Pangender: Identifying as all genders within the person's cultural context. This may be identifying as all genders simultaneously or alternating between them. In the later case, sometimes the person identifies as genderfluid, see below.
 
Genderfluid: Identifying as more than one gender, in a way such that one "flows" between genders, or experiences a change in gender in some way. A fluctuating or shifting gender. This may be between all genders or any subset of genders. It is often different from bigender in that a genderfluid individual may experience slow gradual changes as well as abrupt flips, whereas bigender people tend to only experience "all or nothing" flips, and no "in-between" period.

 

 If you don't have times when you feel without gender, as opposed to just wishing you had no gender so the confusion would stop, then you might be:

 

Bigender: 1) Identifying as both a man and a woman, or a boy and girl.
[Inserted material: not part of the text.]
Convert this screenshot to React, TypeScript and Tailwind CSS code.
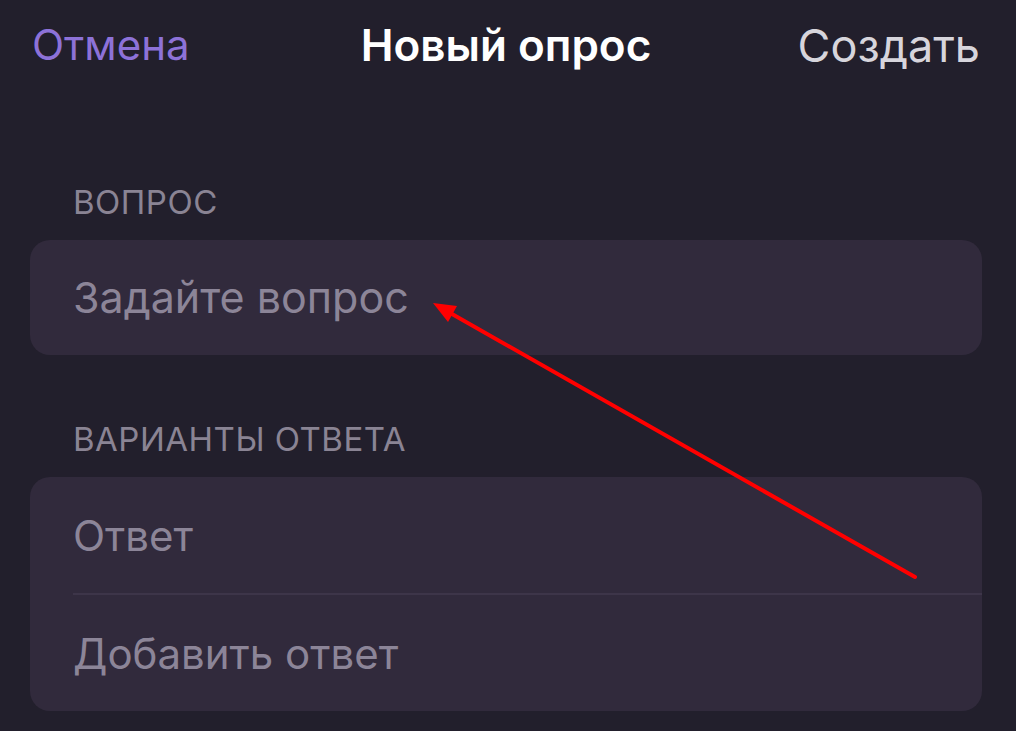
export default function App() {
  return (
    <div
      className="relative h-[731px] w-[1016px] overflow-hidden bg-[#221f2c]"
      style={{ fontFamily: 'Inter, "Noto Sans", sans-serif' }}
    >
      {/* nav bar */}
      <div className="grid h-[90px] grid-cols-[1fr_auto_1fr] items-center pl-[32px] pr-[36px] leading-none">
        <span className="text-[42px] text-[#8d72d8]">Отмена</span>
        <span className="text-[44px] font-semibold text-white">Новый опрос</span>
        <span className="justify-self-end text-[45px] text-[#d7d5dc]">Создать</span>
      </div>

      <div className="pl-[30px] pr-[34px]">
        <div className="pl-[43px] pt-[96px] text-[33px] leading-[32px] tracking-[0.5px] text-[#8a8494]">
          ВОПРОС
        </div>
        <div className="mt-[22px] flex h-[115px] items-center rounded-[20px] bg-[#312a3c] pl-[43px] text-[43px] text-[#8c8598]">
          Задайте вопрос
        </div>

        <div className="pl-[43px] pt-[68px] text-[33px] leading-[32px] tracking-[0.5px] text-[#8a8494]">
          ВАРИАНТЫ ОТВЕТА
        </div>
        <div className="mt-[22px] rounded-[20px] bg-[#312a3c] text-[42px] text-[#8c8598]">
          <div className="flex h-[116px] items-center pl-[43px]">Ответ</div>
          <div className="ml-[43px] h-[2px] bg-[#3d3549]" />
          <div className="flex h-[116px] items-center pl-[43px]">Добавить ответ</div>
        </div>
      </div>

      {/* red annotation arrow */}
      <svg className="pointer-events-none absolute inset-0" width="1016" height="731" viewBox="0 0 1016 731">
        <line x1="915" y1="577" x2="452" y2="314" stroke="#ff0000" strokeWidth="4" strokeLinecap="round" />
        <polygon points="433,303 457,306 448,322" fill="#ff0000" />
      </svg>
    </div>
  );
}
This may be simultaneous, or "flip" between one and the other, but does not express on a spectrum (for example, a bigender person usually does not experience androgynous or neutrois gender between man and woman).
2) Identifying as any two genders, but only two. For example, identifying as a demiboy and woman, or neutrois and man. This may be simultaneous or by "flipping" between the two.
 
Androgyne: 1) Identifying as a combination of man and woman or feminine and masculine. This does not have to be exactly half and half, but can be any combination. However, a person identifying as androgyne typically does not experience fluctuations between man and woman, but is rather both at the same time.
2) Identifying somewhere between masculine and feminine.